> _The exercise_: From the listing below, extract every line containing "this".

> _Data segment_:
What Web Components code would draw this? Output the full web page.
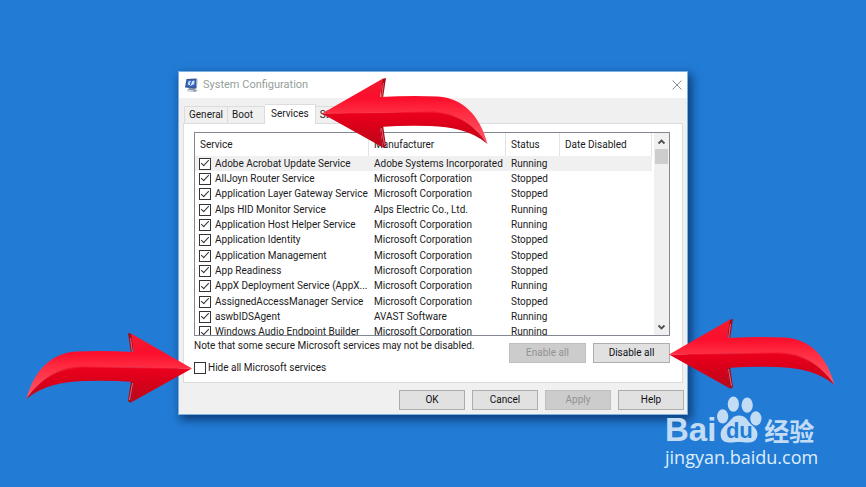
<!DOCTYPE html>
<html lang="en">
<head>
<meta charset="utf-8">
<title>System Configuration</title>
<style>
html, body { margin: 0; }
body { background: #227cd6; font: 10px/14px Roboto, "Liberation Sans", sans-serif; color: #1b1b22; }
</style>
</head>
<body>
<desk-top>
  <config-window>
    <tab-bar slot="tabs"></tab-bar>
    <service-list></service-list>
    <service-options></service-options>
    <dialog-button slot="actions">OK</dialog-button>
    <dialog-button slot="actions">Cancel</dialog-button>
    <dialog-button slot="actions" disabled>Apply</dialog-button>
    <dialog-button slot="actions">Help</dialog-button>
  </config-window>
  <red-arrow slot="marks" class="tabs"></red-arrow>
  <red-arrow slot="marks" class="disable"></red-arrow>
  <red-arrow slot="marks" class="hide"></red-arrow>
  <site-mark slot="marks"></site-mark>
</desk-top>
<script>
const define = (name, html, setup) => customElements.define(name, class extends HTMLElement {
  connectedCallback() {
    if (this.shadowRoot) return;
    this.attachShadow({ mode: 'open' }).innerHTML = html;
    if (setup) setup(this, this.shadowRoot);
  }
});

define('desk-top', `
<style>
:host { display: grid; place-items: center; min-height: 100vh; position: relative; overflow: hidden; }
main { width: 100%; max-width: 510px; position: relative; margin-bottom: 1px; }
::slotted(red-arrow) { position: absolute; }
::slotted(.tabs) { left: 142px; top: 6px; }
::slotted(.disable) { left: 489px; top: 247px; }
::slotted(.hide) { left: -154px; top: 261px; transform: scaleX(-1); }
::slotted(site-mark) { position: absolute; left: 487px; top: 323px; }
</style>
<main><slot></slot><slot name="marks"></slot></main>`);

define('config-window', `
<style>
:host { display: block; background: #f0f0f0; border: 1px solid #7fb1e0; box-sizing: border-box; box-shadow: 3px 4px 9px 1px rgba(0,20,60,.6); }
header { display: flex; align-items: center; gap: 4px; background: #fff; height: 26px; padding: 0 4px 0 5px; }
h1 { flex: 1; margin: 0; font: 11px/16px Roboto, "Liberation Sans", sans-serif; color: #94a09a; }
button { border: 0; background: none; padding: 0; width: 12px; height: 12px; display: block; }
svg { display: block; }
.body { padding: 6px 4px 0; }
section { background: #fff; border: 1px solid #dcdcdc; padding: 8px 12px 7px 10px; }
footer { display: flex; justify-content: flex-end; gap: 7px; padding: 7px 0 4px; margin-right: -1px; }
</style>
<header>
  <svg width="15" height="15" viewBox="0 0 15 15" aria-hidden="true">
    <path d="M5 10h6l.5 2 2.500.5-3 1.500-8-1z" fill="#8f98ac"/>
    <path d="M2.500 1l10-.5L12 10.500 1 9.500z" fill="#3a558f"/>
    <path d="M12.500.500l1 .8L13 10.500l-1 .3z" fill="#8fa0c4"/>
    <path d="M3.400 2l8-.3-.5 7.500-8.400-.8z" fill="#3364c4"/>
    <path d="M4.500 3l2.500-.2L5.500 7l-1.800-.2zM8 3l2.500-.4-.3 4-3.200.6z" fill="#b8d2f8"/>
    <path d="M4.500 5.500l2.200 2L10 3.500" fill="none" stroke="#fff" stroke-width=".8"/>
    <path d="M4 12.400l6 .7" stroke="#dde2ee"/>
  </svg>
  <h1>System Configuration</h1>
  <button aria-label="Close"><svg width="12" height="12" viewBox="0 0 12 12"><path d="M1.500 1.500l9 9m0-9l-9 9" fill="none" stroke="#8d8d8d"/></svg></button>
</header>
<div class="body">
  <slot name="tabs"></slot>
  <section><slot></slot></section>
  <footer><slot name="actions"></slot></footer>
</div>`);

define('tab-bar', `
<style>
:host { display: flex; align-items: flex-end; padding: 0 1px; }
button { font: inherit; color: inherit; background: #f0f0f0; border: 1px solid #dcdcdc; border-bottom: 0; border-left-width: 0; height: 17px; padding: 0 4px; text-align: left; }
button:first-child { border-left-width: 1px; }
button.wide { padding-right: 11px; }
[aria-selected=true] { background: #fff; height: 20px; padding: 0 6px 2px; margin-bottom: -1px; position: relative; }
div { display: flex; align-items: flex-end; }
</style>
<div role="tablist">
<button role="tab">General</button><button role="tab" class="wide">Boot</button><button role="tab" aria-selected="true">Services</button><button role="tab">Startup</button>
</div>`);

define('check-box', `
<style>
:host { display: block; min-width: 0; }
label { display: flex; align-items: center; gap: var(--gap, 4px); white-space: nowrap; }
input { appearance: none; flex: none; box-sizing: border-box; width: 12px; height: 12px; margin: 0; border: 1px solid #333; background: #fff; display: grid; place-items: center; }
input:checked::after { content: ""; width: 8px; height: 4px; margin-bottom: 3px; border: solid #333; border-width: 0 0 1px 1px; transform: rotate(-47deg); box-sizing: border-box; }
</style>
<label><input type="checkbox"><slot></slot></label>`,
(el, root) => { root.querySelector('input').checked = el.hasAttribute('checked'); });

define('dialog-button', `
<style>
:host { display: block; width: 66px; }
:host([wide]) { width: 77px; }
button { width: 100%; height: 20px; box-sizing: border-box; padding: 0; font: inherit; color: #101018; background: #e1e1e1; border: 1px solid #adadad; }
button:disabled { background: #ccc; border-color: #bfbfbf; color: #929292; }
</style>
<button><slot></slot></button>`,
(el, root) => { root.querySelector('button').disabled = el.hasAttribute('disabled'); });

const M = 'Microsoft Corporation';
const services = [
  ['Adobe Acrobat Update Service', 'Adobe Systems Incorporated', 'Running'],
  ['AllJoyn Router Service', M, 'Stopped'],
  ['Application Layer Gateway Service', M, 'Stopped'],
  ['Alps HID Monitor Service', 'Alps Electric Co., Ltd.', 'Running'],
  ['Application Host Helper Service', M, 'Running'],
  ['Application Identity', M, 'Stopped'],
  ['Application Management', M, 'Stopped'],
  ['App Readiness', M, 'Stopped'],
  ['AppX Deployment Service (AppX...', M, 'Running'],
  ['AssignedAccessManager Service', M, 'Stopped'],
  ['aswbIDSAgent', 'AVAST Software', 'Running'],
  ['Windows Audio Endpoint Builder', M, 'Running']
];

define('service-list', `
<style>
:host { display: flex; height: 202px; border: 1px solid #828790; overflow: hidden; background: #fff; }
table { flex: 1; min-width: 0; display: grid; grid-template-rows: 23px 184px; }
thead, tbody { display: grid; }
tbody { grid-auto-rows: 1fr; }
tr { display: grid; grid-template-columns: 174fr 137fr 54fr 92fr; align-items: center; }
th { font-weight: normal; text-align: left; align-self: stretch; border-right: 1px solid #e3e3e3; line-height: 23px; padding: 0 5px; }
td { padding: 0 4px; white-space: nowrap; min-width: 0; }
td + td { padding: 0 5px; }
tbody tr:first-child { background: #f0f0f0; }
</style>
<table>
<thead><tr><th>Service</th><th>Manufacturer</th><th>Status</th><th>Date Disabled</th></tr></thead>
<tbody>${services.map(([s, m, t]) => `<tr><td><check-box checked>${s}</check-box></td><td>${m}</td><td>${t}</td><td></td></tr>`).join('')}</tbody>
</table>
<scroll-rail></scroll-rail>`);

define('scroll-rail', `
<style>
:host { display: flex; flex-direction: column; width: 15px; margin-left: 2px; background: #f0f0f0; }
button { border: 0; background: none; padding: 0; height: 16px; display: grid; place-items: center; }
.track { flex: 1; }
.thumb { height: 15px; margin: 0 1px; background: #cdcdcd; }
</style>
<button aria-label="Scroll up"><svg width="9" height="7" viewBox="0 0 9 7"><path d="M1.500 5.500l3-3 3 3" fill="none" stroke="#505050" stroke-width="1.800"/></svg></button>
<div class="track"><div class="thumb"></div></div>
<button aria-label="Scroll down"><svg width="9" height="7" viewBox="0 0 9 7"><path d="M1.500 1.500l3 3 3-3" fill="none" stroke="#505050" stroke-width="1.800"/></svg></button>`);

define('service-options', `
<style>
:host { display: flex; align-items: flex-start; gap: 7px; padding-top: 3px; }
.text { flex: 1; display: grid; gap: 8px; }
p { margin: 0; }
.text check-box { --gap: 2px; }
dialog-button { margin-top: 4px; }
</style>
<div class="text"><p>Note that some secure Microsoft services may not be disabled.</p><check-box>Hide all Microsoft services</check-box></div>
<dialog-button wide disabled>Enable all</dialog-button>
<dialog-button wide>Disable all</dialog-button>`);

let arrowCount = 0;
customElements.define('red-arrow', class extends HTMLElement {
  connectedCallback() {
    const n = arrowCount++;
    this.attachShadow({ mode: 'open' }).innerHTML = `
<style>:host { display: block; } svg { display: block; }</style>
<svg width="170" height="72" viewBox="0 0 170 72" aria-hidden="true">
<defs>
<linearGradient id="a${n}" x1="0" y1="0" x2="0" y2="1"><stop offset="0" stop-color="#f21c30"/><stop offset=".3" stop-color="#fb0e2c"/><stop offset=".5" stop-color="#ff2a40"/><stop offset="1" stop-color="#ff5868"/></linearGradient>
<linearGradient id="b${n}" x1="0" y1="0" x2="0" y2="1"><stop offset="0" stop-color="#ed001e"/><stop offset=".45" stop-color="#d80019"/><stop offset="1" stop-color="#b90a1c"/></linearGradient>
</defs>
<path d="M62 2L66 1 63 21 60 26ZM60 50L63 48 66 69 63 71Z" fill="#a30b1c"/>
<path d="M63.500 6L61.500 21M61.500 51L64.500 68" stroke="#ff7580" stroke-width=".8"/>
<path d="M2 36.500L63 1.500 60 20 Q90 18.500 118 19.500C142 21 160 38 167.500 67C151 44 133 35 111 35Z" fill="url(#a${n})"/>
<path d="M2 36.500L112 34.500C135 35 153 46 167.500 67C151 53 132 50 110 49Q86 48 60 50L63 70.500Z" fill="url(#b${n})"/>
<path d="M5 36.500L108 35C134 35 151 46 164 61" fill="none" stroke="#ff5262" stroke-width=".8" opacity=".4"/>
</svg>`;
  }
});

define('site-mark', `
<style>
:host { display: block; color: #c3dcf5; white-space: nowrap; }
.logo { display: flex; align-items: flex-end; height: 49px; }
.bai { font: bold 33px/30px "Liberation Sans", sans-serif; margin-bottom: -2px; }
.paw { position: relative; }
.paw span { position: absolute; left: 0; right: 0; bottom: 0; text-align: center; font: bold 22px/24px "Liberation Sans", sans-serif; color: #227cd6; }
.cjk { font: bold 25px/30px "Noto Sans CJK SC", sans-serif; margin: 0 0 -2px 2px; }
a { display: block; font: 18px/24px "Open Sans", "Noto Sans", sans-serif; color: #dfedfb; text-decoration: none; margin-top: 2px; }
svg { display: block; }
</style>
<div class="logo"><span class="bai">Bai</span>
<div class="paw"><svg width="46" height="47" viewBox="0 0 44 46" aria-hidden="true"><g fill="currentColor"><ellipse cx="6" cy="20" rx="5.500" ry="7"/><ellipse cx="16.500" cy="8" rx="5.500" ry="7.500"/><ellipse cx="30" cy="9" rx="5.500" ry="7.500"/><ellipse cx="38.500" cy="22" rx="5.500" ry="7"/><path d="M22 19c6 0 8 4 11 8 3 3 8 6 7 12-1 5-5 7-9 6.500-4 0-6-.5-9-.5s-5 .5-9 .5c-5 .3-9-2-9-8 0-5 4-8 7-11s5-7.500 11-7.500z"/></g></svg><span>du</span></div>
<span class="cjk">经验</span></div>
<a href="#">jingyan.baidu.com</a>`);
</script>
</body>
</html>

> _In response_:
What Web Components code would draw this? Output the full web page.
    if (this.shadowRoot) return;
    this.attachShadow({ mode: 'open' }).innerHTML = html;
    if (setup) setup(this, this.shadowRoot);
    this.attachShadow({ mode: 'open' }).innerHTML = `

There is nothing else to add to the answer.